**Task to complete:**
Your task is to output the listing word for word, with pictures excluded.
/---
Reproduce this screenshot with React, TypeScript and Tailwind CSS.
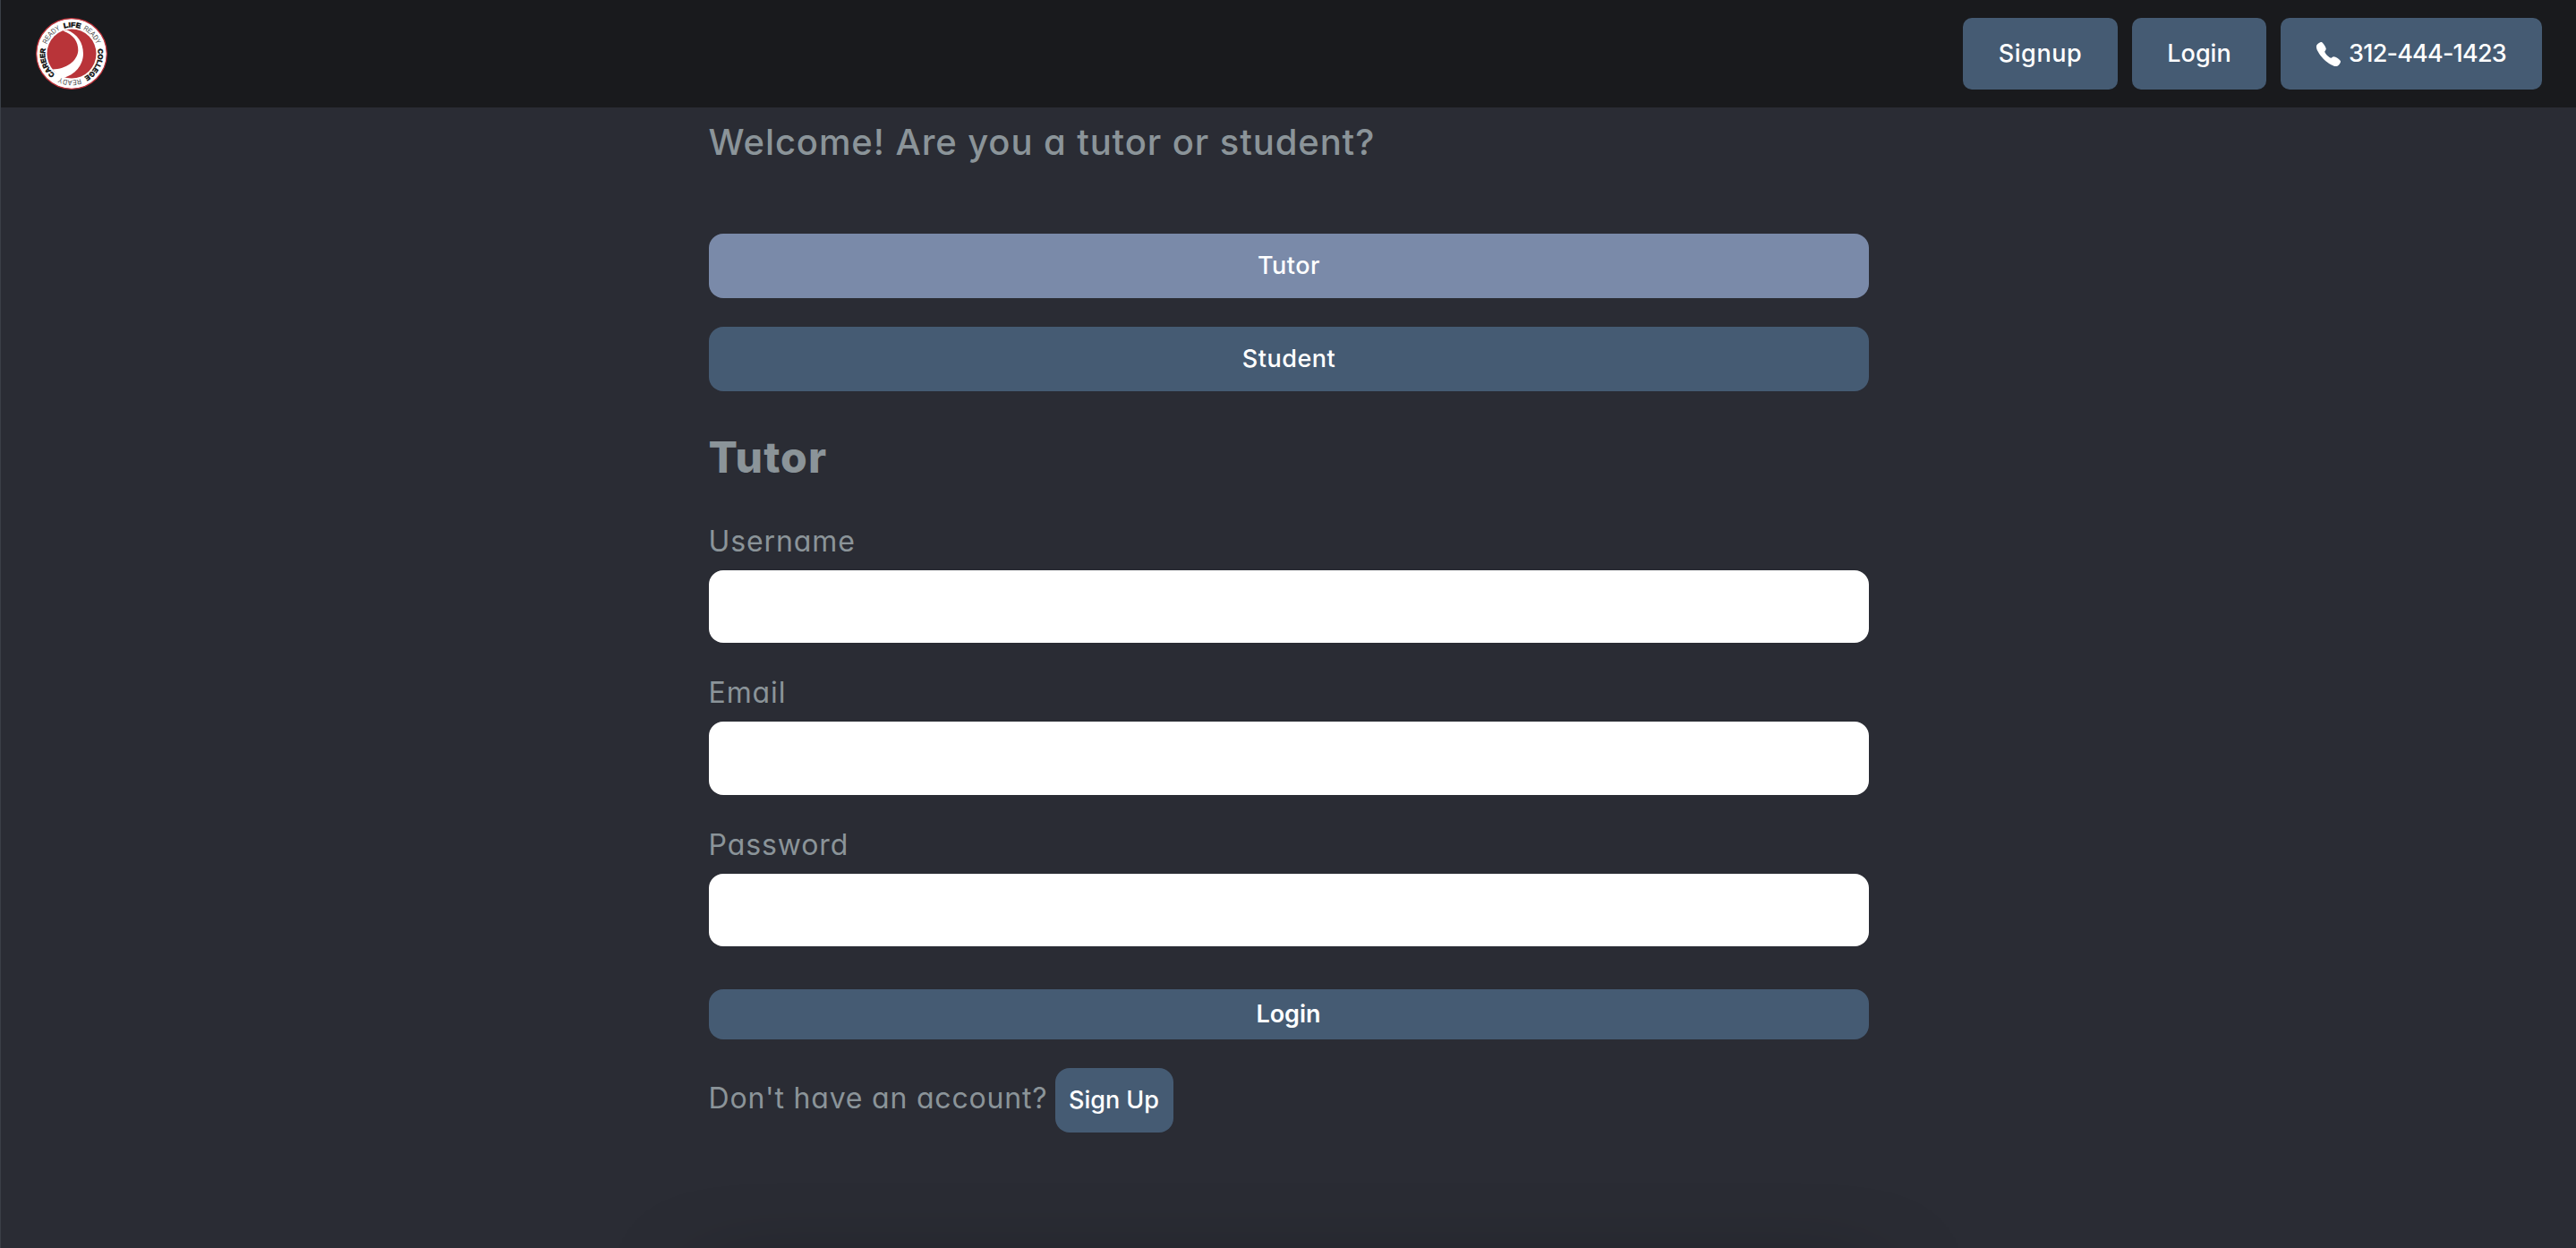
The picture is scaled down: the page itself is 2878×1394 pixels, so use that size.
import React from "react";
import { clsx } from "clsx";
import { IoCall } from "react-icons/io5";

const navButton =
  "flex h-20 items-center justify-center rounded-[10px] bg-[#455b73] text-[27px] font-medium text-white";

const ringWords = [
  { text: "CAREER", start: 3.1, length: 32, bold: true },
  { text: "READY", start: 40, length: 23, bold: false },
  { text: "LIFE", start: 67.3, length: 18.5, bold: true },
  { text: "READY", start: 88.8, length: 23, bold: false },
  { text: "COLLEGE", start: 117, length: 37, bold: true },
  { text: "READY", start: 158.6, length: 24, bold: false },
];

function Logo() {
  return (
    <svg width="80" height="80" viewBox="0 0 80 80" aria-label="College Ready">
      <defs>
        <path
          id="ring"
          d="M23.8 64.9 A29.7 29.7 0 0 1 56.2 15.1 A29.7 29.7 0 0 1 23.8 64.9"
        />
      </defs>
      <circle cx="40" cy="40" r="39.3" fill="#ffffff" stroke="#c4343c" strokeWidth="1.2" />
      <circle cx="40" cy="40" r="27.5" fill="#b93439" />
      <path
        d="M30.5 14.6 C42 18.5 47.6 27 47.3 36.5 C46.6 48 34 57.3 18.8 57.4 C22 61.8 26 65 31 66.8 C43.5 63.8 53 53 53 40 C53 27.5 46.5 18 34.5 13.2 Z"
        fill="#ffffff"
      />
      <g fontFamily="Liberation Sans">
        {ringWords.map((word) => (
          <text
            key={word.start}
            fontSize={word.bold ? 7.8 : 8.2}
            fontWeight={word.bold ? 700 : 400}
            fill={word.bold ? "#0c0c0c" : "#444444"}
            stroke={word.bold ? "#0c0c0c" : "none"}
            strokeWidth="0.5"
          >
            <textPath
              href="#ring"
              startOffset={word.start}
              textLength={word.length}
              lengthAdjust="spacingAndGlyphs"
            >
              {word.text}
            </textPath>
          </text>
        ))}
      </g>
    </svg>
  );
}

function RoleButton({ label, active }: { label: string; active?: boolean }) {
  return (
    <button
      type="button"
      className={clsx(
        "flex h-18 w-full items-center justify-center rounded-2xl pl-px text-[27px] font-medium tracking-[0.5px] text-white",
        active ? "bg-[#7a8aa9]" : "bg-[#455b73]",
      )}
    >
      <span>{label}</span>
    </button>
  );
}

function Field({ label, type }: { label: string; type: string }) {
  return (
    <label className="block">
      <span className="block h-12 text-[32px] leading-[47px] tracking-[0.9px]">{label}</span>
      <input
        type={type}
        className="mt-2 block h-[81.5px] w-full rounded-2xl bg-white px-6 text-black"
      />
    </label>
  );
}

export default function App() {
  return (
    <div className="flex h-[1394px] flex-col overflow-hidden border-l border-[#3a3f47] bg-[#2a2c34] font-[Inter,sans-serif] text-[#8b9499] [font-feature-settings:'cv11']">
      <header className="flex h-30 shrink-0 items-center justify-between bg-[#191a1d] pr-[38px] pl-[39px]">
        <Logo />
        <nav className="flex gap-4">
          <button type="button" className={clsx(navButton, "w-[173px] tracking-[0.6px]")}>
            <span>Signup</span>
          </button>
          <button type="button" className={clsx(navButton, "w-[150px]")}>
            <span>Login</span>
          </button>
          <button type="button" className={clsx(navButton, "w-[292px] gap-[7px] pr-0.5")}>
            <IoCall className="size-[31px]" />
            <span className="tracking-[-0.8px]">312-444-1423</span>
          </button>
        </nav>
      </header>

      <main className="mx-auto w-[1296px] grow pt-[9px]">
        <p className="text-[40px] leading-[60px] font-medium tracking-[0.9px]">
          Welcome! Are you a tutor or student?
        </p>
        <div className="mt-18 flex flex-col gap-8">
          <RoleButton label="Tutor" active />
          <RoleButton label="Student" />
        </div>

        <h1 className="mt-[38px] text-[48px] leading-[72px] font-extrabold tracking-[1.1px]">
          Tutor
        </h1>
        <form className="mt-[33.8px]">
          <div className="flex flex-col gap-8">
            <Field label="Username" type="text" />
            <Field label="Email" type="email" />
            <Field label="Password" type="password" />
          </div>
          <button
            type="button"
            className="mt-12 flex h-14 w-full items-center justify-center rounded-2xl bg-[#455b73] text-[27px] font-semibold text-white"
          >
            <span>Login</span>
          </button>
        </form>
        <div className="mt-8 flex h-18 items-center gap-[9px]">
          <span className="w-[378px] pb-1 text-[32px] tracking-[0.8px] whitespace-nowrap">
            Don't have an account?
          </span>
          <button
            type="button"
            className="flex h-18 w-[132px] items-center justify-center rounded-2xl bg-[#455b73] text-[27px] font-medium text-white"
          >
            <span>Sign Up</span>
          </button>
        </div>
      </main>

      {/* Shadow of the card below the fold */}
      <div className="mx-auto h-px w-[1296px] shrink-0">
        <div className="mt-12 h-60 rounded-2xl shadow-[0_0_100px_rgba(0,0,0,0.5)]" />
      </div>
    </div>
  );
}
\---
**Correct result:**
Reproduce this screenshot with React, TypeScript and Tailwind CSS.
The picture is scaled down: the page itself is 2878×1394 pixels, so use that size.
import React from "react";
import { clsx } from "clsx";
import { IoCall } from "react-icons/io5";

const navButton =
  "flex h-20 items-center justify-center rounded-[10px] bg-[#455b73] text-[27px] font-medium text-white";

const ringWords = [
  { text: "CAREER", start: 3.1, length: 32, bold: true },
  { text: "READY", start: 40, length: 23, bold: false },
  { text: "LIFE", start: 67.3, length: 18.5, bold: true },
  { text: "READY", start: 88.8, length: 23, bold: false },
  { text: "COLLEGE", start: 117, length: 37, bold: true },
  { text: "READY", start: 158.6, length: 24, bold: false },
];

function Logo() {
  return (
    <svg width="80" height="80" viewBox="0 0 80 80" aria-label="College Ready">
      <defs>
        <path
          id="ring"
          d="M23.8 64.9 A29.7 29.7 0 0 1 56.2 15.1 A29.7 29.7 0 0 1 23.8 64.9"
        />
      </defs>
      <circle cx="40" cy="40" r="39.3" fill="#ffffff" stroke="#c4343c" strokeWidth="1.2" />
      <circle cx="40" cy="40" r="27.5" fill="#b93439" />
      <path
        d="M30.5 14.6 C42 18.5 47.6 27 47.3 36.5 C46.6 48 34 57.3 18.8 57.4 C22 61.8 26 65 31 66.8 C43.5 63.8 53 53 53 40 C53 27.5 46.5 18 34.5 13.2 Z"
        fill="#ffffff"
      />
      <g fontFamily="Liberation Sans">
        {ringWords.map((word) => (
          <text
            key={word.start}
            fontSize={word.bold ? 7.8 : 8.2}
            fontWeight={word.bold ? 700 : 400}
            fill={word.bold ? "#0c0c0c" : "#444444"}
            stroke={word.bold ? "#0c0c0c" : "none"}
            strokeWidth="0.5"
          >
            <textPath
              href="#ring"
              startOffset={word.start}
              textLength={word.length}
              lengthAdjust="spacingAndGlyphs"
            >
              {word.text}
            </textPath>
          </text>
        ))}
      </g>
    </svg>
  );
}

function RoleButton({ label, active }: { label: string; active?: boolean }) {
  return (
    <button
      type="button"
      className={clsx(
        "flex h-18 w-full items-center justify-center rounded-2xl pl-px text-[27px] font-medium tracking-[0.5px] text-white",
        active ? "bg-[#7a8aa9]" : "bg-[#455b73]",
      )}
    >
      <span>{label}</span>
    </button>
  );
}

function Field({ label, type }: { label: string; type: string }) {
  return (
    <label className="block">
      <span className="block h-12 text-[32px] leading-[47px] tracking-[0.9px]">{label}</span>
      <input
        type={type}
        className="mt-2 block h-[81.5px] w-full rounded-2xl bg-white px-6 text-black"
      />
    </label>
  );
}

export default function App() {
  return (
    <div className="flex h-[1394px] flex-col overflow-hidden border-l border-[#3a3f47] bg-[#2a2c34] font-[Inter,sans-serif] text-[#8b9499] [font-feature-settings:'cv11']">
      <header className="flex h-30 shrink-0 items-center justify-between bg-[#191a1d] pr-[38px] pl-[39px]">
        <Logo />
        <nav className="flex gap-4">
          <button type="button" className={clsx(navButton, "w-[173px] tracking-[0.6px]")}>
            <span>Signup</span>
          </button>
          <button type="button" className={clsx(navButton, "w-[150px]")}>
            <span>Login</span>
          </button>
          <button type="button" className={clsx(navButton, "w-[292px] gap-[7px] pr-0.5")}>
            <IoCall className="size-[31px]" />
            <span className="tracking-[-0.8px]">312-444-1423</span>
          </button>
        </nav>
      </header>

      <main className="mx-auto w-[1296px] grow pt-[9px]">
        <p className="text-[40px] leading-[60px] font-medium tracking-[0.9px]">
          Welcome! Are you a tutor or student?
        </p>
        <div className="mt-18 flex flex-col gap-8">
          <RoleButton label="Tutor" active />
          <RoleButton label="Student" />
        </div>

        <h1 className="mt-[38px] text-[48px] leading-[72px] font-extrabold tracking-[1.1px]">
          Tutor
        </h1>
        <form className="mt-[33.8px]">
          <div className="flex flex-col gap-8">
            <Field label="Username" type="text" />
            <Field label="Email" type="email" />
            <Field label="Password" type="password" />
          </div>
          <button
            type="button"
            className="mt-12 flex h-14 w-full items-center justify-center rounded-2xl bg-[#455b73] text-[27px] font-semibold text-white"
          >
            <span>Login</span>
          </button>
        </form>
        <div className="mt-8 flex h-18 items-center gap-[9px]">
          <span className="w-[378px] pb-1 text-[32px] tracking-[0.8px] whitespace-nowrap">
            Don't have an account?
          </span>
          <button
            type="button"
            className="flex h-18 w-[132px] items-center justify-center rounded-2xl bg-[#455b73] text-[27px] font-medium text-white"
          >
            <span>Sign Up</span>
          </button>
        </div>
      </main>

      {/* Shadow of the card below the fold */}
      <div className="mx-auto h-px w-[1296px] shrink-0">
        <div className="mt-12 h-60 rounded-2xl shadow-[0_0_100px_rgba(0,0,0,0.5)]" />
      </div>
    </div>
  );
}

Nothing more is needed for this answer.